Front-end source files
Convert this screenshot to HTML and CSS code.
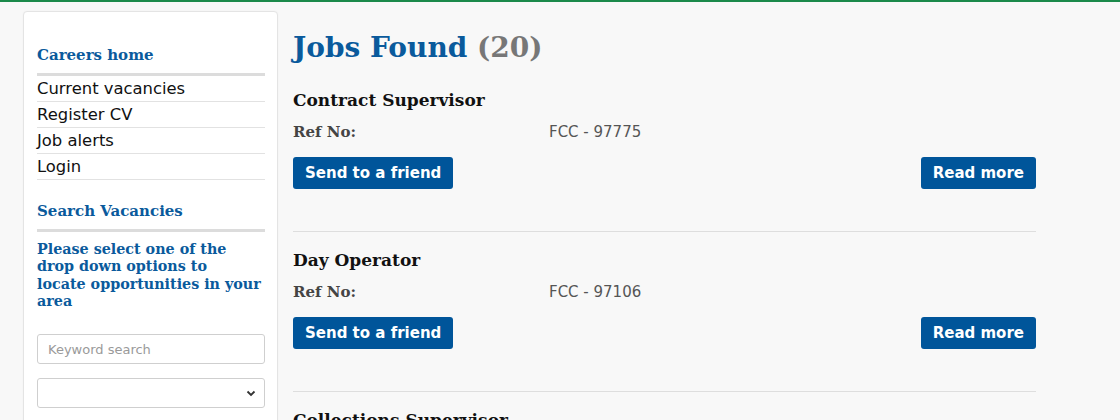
FILE: index.html
```html
<!DOCTYPE html>
<html lang="en">
<head>
<meta charset="utf-8">
<title>Jobs Found</title>
<link rel="stylesheet" href="styles.css">
</head>
<body>
<div class="topbar"></div>
<div class="page">
  <aside class="sidebar">
    <h3 class="side-title">Careers home</h3>
    <ul class="side-menu">
      <li><a href="#">Current vacancies</a></li>
      <li><a href="#">Register CV</a></li>
      <li><a href="#">Job alerts</a></li>
      <li><a href="#">Login</a></li>
    </ul>
    <h3 class="side-title second">Search Vacancies</h3>
    <p class="side-intro">Please select one of the drop down options to<br>locate opportunities in your area</p>
    <input class="field" type="text" placeholder="Keyword search">
    <div class="select-wrap">
      <select class="select"><option></option></select>
      <svg class="chevron" width="10" height="7" viewBox="0 0 10 7"><path d="M1.5 1.5 L5 5 L8.5 1.5" fill="none" stroke="#333" stroke-width="1.8"/></svg>
    </div>
  </aside>
  <main class="main">
    <h1 class="title">Jobs Found <span class="count">(20)</span></h1>
    <div class="job">
      <h2 class="job-title">Contract Supervisor</h2>
      <div class="ref"><span class="ref-label">Ref No:</span><span class="ref-value">FCC - 97775</span></div>
      <div class="actions"><a class="btn" href="#">Send to a friend</a><a class="btn" href="#">Read more</a></div>
    </div>
    <div class="job">
      <h2 class="job-title">Day Operator</h2>
      <div class="ref"><span class="ref-label">Ref No:</span><span class="ref-value">FCC - 97106</span></div>
      <div class="actions"><a class="btn" href="#">Send to a friend</a><a class="btn" href="#">Read more</a></div>
    </div>
    <div class="job">
      <h2 class="job-title">Collections Supervisor</h2>
      <div class="ref"><span class="ref-label">Ref No:</span><span class="ref-value">FCC - 97012</span></div>
      <div class="actions"><a class="btn" href="#">Send to a friend</a><a class="btn" href="#">Read more</a></div>
    </div>
  </main>
</div>
</body>
</html>
```
FILE: styles.css
```css
html, body {
  margin: 0;
  padding: 0;
  background: #f8f8f8;
  font-family: "DejaVu Sans", Verdana, sans-serif;
  color: #222;
  overflow: hidden;
}
.topbar {
  height: 2px;
  background: #1b8a4b;
}
.page {
  display: flex;
  align-items: flex-start;
  gap: 15px;
  padding: 9px 0 0 23px;
}
.sidebar {
  width: 228px;
  flex: none;
  background: #fff;
  border: 1px solid #e4e4e4;
  border-radius: 4px;
  box-shadow: 0 0 2px rgba(0,0,0,0.04);
  padding: 33px 12px 60px 13px;
}
.side-title {
  margin: 0;
  font-family: "DejaVu Serif", serif;
  font-weight: bold;
  font-size: 15px;
  line-height: 20px;
  color: #0a5a9c;
  padding-bottom: 8px;
  border-bottom: 3px solid #dcdcdc;
}
.side-title.second {
  margin-top: 21px;
}
.side-menu {
  list-style: none;
  margin: 0;
  padding: 0;
}
.side-menu li {
  border-bottom: 1px solid #e2e2e2;
  line-height: 25px;
  font-size: 16.4px;
}
.side-menu a {
  color: #111;
  text-decoration: none;
}
.side-intro {
  margin: 9px 0 24px;
  font-family: "DejaVu Serif", serif;
  font-weight: bold;
  font-size: 14.3px;
  line-height: 17.3px;
  color: #0a5a9c;
}
.field {
  display: block;
  box-sizing: border-box;
  width: 100%;
  height: 30px;
  margin: 0 0 14px;
  padding: 0 10px;
  border: 1px solid #cfcfcf;
  border-radius: 3px;
  background: #fff;
  font-family: "DejaVu Sans", sans-serif;
  font-size: 13px;
  color: #333;
}
.field::placeholder {
  color: #9a9a9a;
}
.select-wrap {
  box-sizing: border-box;
  height: 30px;
  display: flex;
  align-items: center;
  border: 1px solid #cfcfcf;
  border-radius: 3px;
  background: #fff;
  padding: 0 8px 0 0;
}
.select {
  flex: 1;
  height: 28px;
  border: 0;
  background: transparent;
  -webkit-appearance: none;
  appearance: none;
  outline: none;
}
.chevron {
  flex: none;
}
.main {
  width: 743px;
  flex: none;
}
.title {
  margin: 20px 0 7px;
  font-family: "DejaVu Serif", serif;
  font-weight: bold;
  font-size: 28px;
  line-height: 34px;
  color: #0a5a9c;
}
.count {
  color: #777;
}
.job {
  padding: 17px 0 42px;
  border-bottom: 1px solid #dedede;
}
.job-title {
  margin: 0;
  font-family: "DejaVu Serif", serif;
  font-weight: bold;
  font-size: 17px;
  line-height: 22px;
  color: #111;
}
.ref {
  display: grid;
  grid-template-columns: 256px 1fr;
  margin-top: 12px;
  font-size: 15px;
  line-height: 18px;
}
.ref-label {
  font-family: "DejaVu Serif", serif;
  font-weight: bold;
  color: #444;
}
.ref-value {
  color: #555;
}
.actions {
  display: flex;
  justify-content: space-between;
  margin-top: 16px;
}
.btn {
  display: block;
  background: #00559a;
  color: #fff;
  font-weight: bold;
  font-size: 15px;
  line-height: 18px;
  padding: 7px 12px;
  border-radius: 3px;
  text-decoration: none;
}
```
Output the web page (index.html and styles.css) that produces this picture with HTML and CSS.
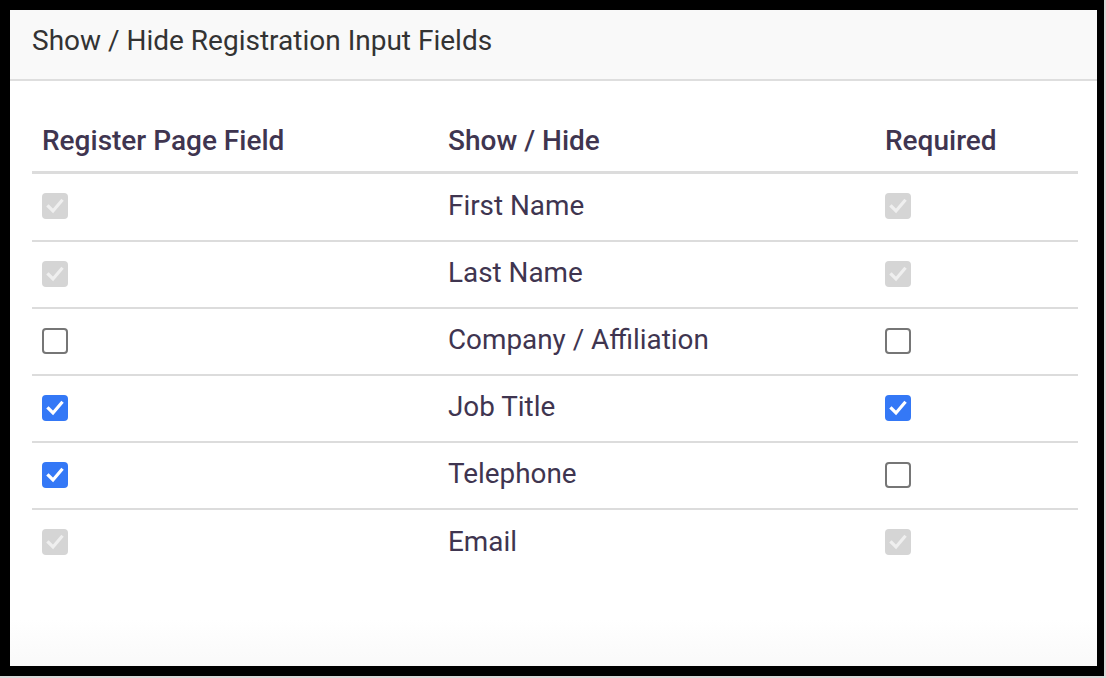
FILE: index.html
```html
<!DOCTYPE html>
<html>
<head>
<meta charset="utf-8">
<link rel="stylesheet" href="styles.css">
</head>
<body>
<div class="frame">
  <div class="panel">
    <div class="panel-head">Show / Hide Registration Input Fields</div>
    <div class="panel-body">
      <table class="fields">
        <thead>
          <tr><th class="c1">Register Page Field</th><th class="c2">Show / Hide</th><th class="c3">Required</th></tr>
        </thead>
        <tbody>
          <tr><td><span class="cb disabled"><svg viewBox="0 0 26 26"><path d="M6.5 13.5 L11 18 L19.5 8" /></svg></span></td><td>First Name</td><td><span class="cb disabled"><svg viewBox="0 0 26 26"><path d="M6.5 13.5 L11 18 L19.5 8" /></svg></span></td></tr>
          <tr><td><span class="cb disabled"><svg viewBox="0 0 26 26"><path d="M6.5 13.5 L11 18 L19.5 8" /></svg></span></td><td>Last Name</td><td><span class="cb disabled"><svg viewBox="0 0 26 26"><path d="M6.5 13.5 L11 18 L19.5 8" /></svg></span></td></tr>
          <tr><td><span class="cb empty"></span></td><td>Company / Affiliation</td><td><span class="cb empty"></span></td></tr>
          <tr><td><span class="cb checked"><svg viewBox="0 0 26 26"><path d="M6.5 13.5 L11 18 L19.5 8" /></svg></span></td><td>Job Title</td><td><span class="cb checked"><svg viewBox="0 0 26 26"><path d="M6.5 13.5 L11 18 L19.5 8" /></svg></span></td></tr>
          <tr><td><span class="cb checked"><svg viewBox="0 0 26 26"><path d="M6.5 13.5 L11 18 L19.5 8" /></svg></span></td><td>Telephone</td><td><span class="cb empty"></span></td></tr>
          <tr><td><span class="cb disabled"><svg viewBox="0 0 26 26"><path d="M6.5 13.5 L11 18 L19.5 8" /></svg></span></td><td>Email</td><td><span class="cb disabled"><svg viewBox="0 0 26 26"><path d="M6.5 13.5 L11 18 L19.5 8" /></svg></span></td></tr>
        </tbody>
      </table>
    </div>
  </div>
</div>
</body>
</html>
```

FILE: styles.css
```css
html, body {
  margin: 0;
  padding: 0;
}
body {
  background: #d8d8d8;
  width: 1106px;
  height: 678px;
  overflow: hidden;
  font-family: Roboto, "Liberation Sans", sans-serif;
}
.frame {
  width: 1087px;
  height: 656px;
  border-style: solid;
  border-color: #000;
  border-width: 10px 7px 10px 10px;
  background: #000;
}
.panel {
  height: 656px;
  background: linear-gradient(to bottom, #fff 0, #fff 610px, #f9f9f9 656px);
  display: flex;
  flex-direction: column;
}
.panel-head {
  height: 71px;
  flex: none;
  box-sizing: border-box;
  padding-left: 22px;
  display: flex;
  align-items: center;
  background: #f9f9f9;
  border-bottom: 2px solid #dedede;
  font-size: 28px;
  color: #333;
  padding-bottom: 9px;
}
.panel-body {
  padding: 29px 19px 0 22px;
}
.fields {
  width: 1046px;
  border-collapse: collapse;
  color: #3f3550;
}
.fields th {
  text-align: left;
  font-weight: 500;
  font-size: 28px;
  height: 61px;
  padding: 0 0 0 10px;
  border-bottom: 3px solid #dcdcdc;
  vertical-align: middle;
}
.fields th.c1 { width: 396px; }
.fields th.c2 { width: 427px; }
.fields td {
  font-size: 27.85px;
  height: 67px;
  box-sizing: border-box;
  padding: 0 0 3px 10px;
  border-bottom: 2px solid #dcdcdc;
  vertical-align: middle;
}
.fields tbody tr:first-child td { height: 68px; }
.fields tbody tr:last-child td { border-bottom: none; }
.cb {
  display: block;
  width: 26px;
  height: 26px;
  box-sizing: border-box;
  border-radius: 4px;
  margin-top: 2px;
}
.cb svg {
  display: block;
  width: 26px;
  height: 26px;
}
.cb svg path {
  fill: none;
  stroke-width: 3.2;
  stroke-linecap: square;
  stroke-linejoin: miter;
}
.cb.disabled {
  background: #d5d5d5;
}
.cb.disabled svg path { stroke: #efefef; }
.cb.checked {
  background: #3478f6;
}
.cb.checked svg path { stroke: #fff; }
.cb.empty {
  border: 2px solid #767676;
  background: #fff;
}
```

● **Task statement**
Pull out every line of the records above that contains the word "this".

● **Reply**
Convert this screenshot to HTML and CSS code.
Output the web page (index.html and styles.css) that produces this picture with HTML and CSS.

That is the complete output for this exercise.